Strain-tunable anomalous Hall effect in hexagonal MnTe
Zhaoyu Liu, Sijie Xu, Jonathan M. DeStefano, Elliott Rosenberg, Tingjun Zhang, Jinyulin Li, Matthew B. Stone, Feng Ye, Rong Cong, Siyu Pan, Ching-Wu Chu, Liangzi Deng, Emilia Morosan, Rafael M. Fernandes, Jiun-Haw Chu, Pengcheng Dai
TL;DR
The study shows that a small uniaxial strain detwins hexagonal MnTe into a single in-plane altermagnetic domain, enabling a direct link between in-plane moment orientation and the anomalous Hall effect. A strain-induced, spin-orbit–coupled distortion of the Berry curvature produces a linear-in-strain contribution to the AHE, allowing sign control near the altermagnetic transition temperature without shifting $T_{AM}$, and broadening the temperature window for AHE. The approach combines neutron scattering under strain, transport, elastocaloric measurements, and a phenomenological model to illuminate how Berry curvature and altermagnetic order interact under strain. These results point to strain-tunable, low-field magnetic sensors and spintronic devices based on altermagnets with minimal stray fields.
Abstract
The ability to control and manipulate time-reversal ($T$) symmetry-breaking phases with near-zero net magnetization is a sought-after goal in spintronic devices. The recently discovered hexagonal altermagnet manganese telluride ($α$-MnTe) is a prime example. It has a compensated altermagnetic ground state where the magnetic moments are aligned in each layer and stacked antiparallel along the $c$ axis, yet it exhibits a spontaneous anomalous Hall effect (AHE) that breaks the $T$-symmetry with a vanishingly small $c$-axis ferromagnetic (FM) moment.

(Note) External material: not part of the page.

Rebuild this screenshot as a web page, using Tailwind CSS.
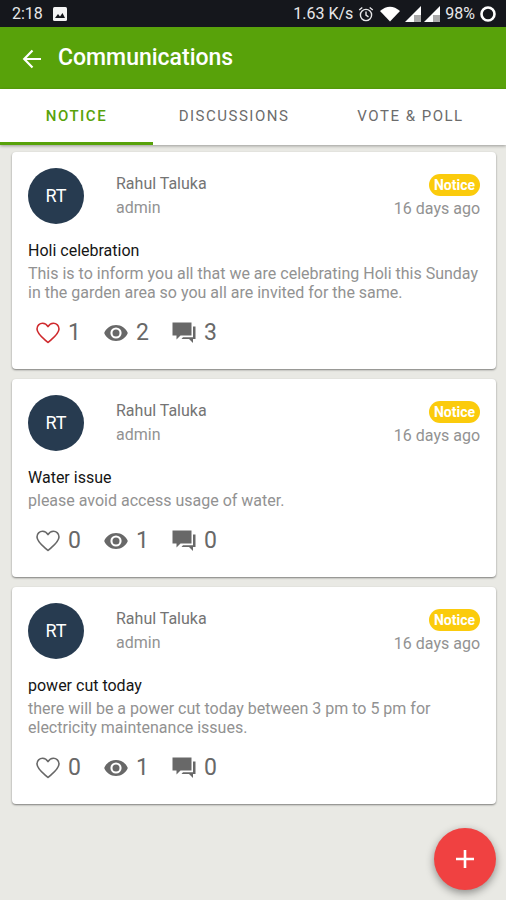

However, the presence of three 120$^\circ$ separated in-plane magnetic domains presents a challenge in understanding the origin of the AHE and the effective control of the altermagnetic state. Here we use neutron scattering to show that a compressive uniaxial strain along the next-nearest-neighbor Mn-Mn bond direction detwins $α$-MnTe into a single in-plane magnetic domain, aligning the in-plane moments along the same axis. Furthermore, we find that uniaxial strain (-0.2% to 0.1%) significantly sharpens the magnetic hysteresis loop and switches the sign of the AHE near room temperature. Remarkably, this is achieved without altering the altermagnetic phase-transition temperature or substantially changing the small $c$-axis FM moment. Combined with our phenomenological model, we argue that these effects result from the modification of the electronic Berry curvature by a combination of both spin-orbit coupling and strain. Our work not only unambiguously establishes the relationship between the in-plane moment direction and the AHE in $α$-MnTe but also paves the way for future applications in highly scalable, strain-tunable magnetic sensors and spintronic devices.